To solve differential equations, use dsolve. First, create an undefined function by passing cls=Function to the symbols function.
>>> f, g = symbols('f g', cls=Function)
f and g are now undefined functions. We can call f(x), and it will represent an unknown function.
>>> f(x)
f(x)
Derivatives of f(x) are unevaluated.
>>> f(x).diff(x)
d
──(f(x))
dx
(see the Derivatives section for more on derivatives).
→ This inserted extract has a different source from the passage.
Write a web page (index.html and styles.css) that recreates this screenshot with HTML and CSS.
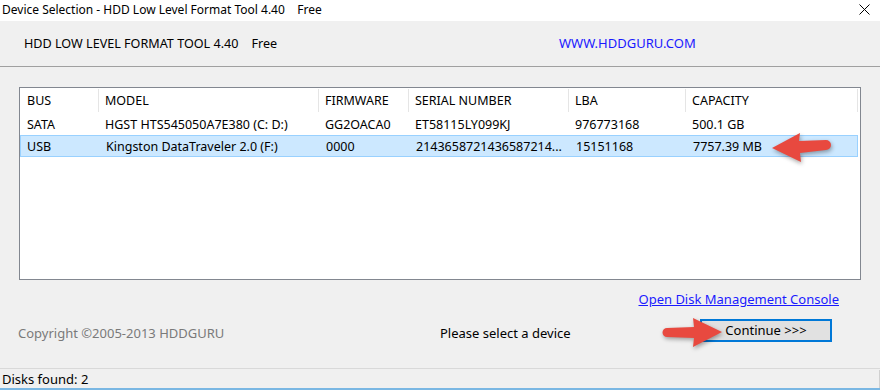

To represent the differential equation \(f''(x) - 2f'(x) + f(x) = \sin(x)\), we would thus use
>>> diffeq = Eq(f(x).diff(x, x) - 2*f(x).diff(x) + f(x), sin(x))
>>> diffeq
2
d d
f(x) - 2⋅──(f(x)) + ───(f(x)) = sin(x)
dx 2
dx
To solve the ODE, pass it and the function to solve for to dsolve.
>>> dsolve(diffeq, f(x))
x cos(x)
f(x) = (C₁ + C₂⋅x)⋅ℯ + ──────
2
dsolve returns an instance of Eq. This is because in general, solutions to differential equations cannot be solved explicitly for the function.
>>> dsolve(f(x).diff(x)*(1 - sin(f(x))), f(x))
f(x) + cos(f(x)) = C₁
The arbitrary constants in the solutions from dsolve are symbols of the form C1, C2, C3, and so on.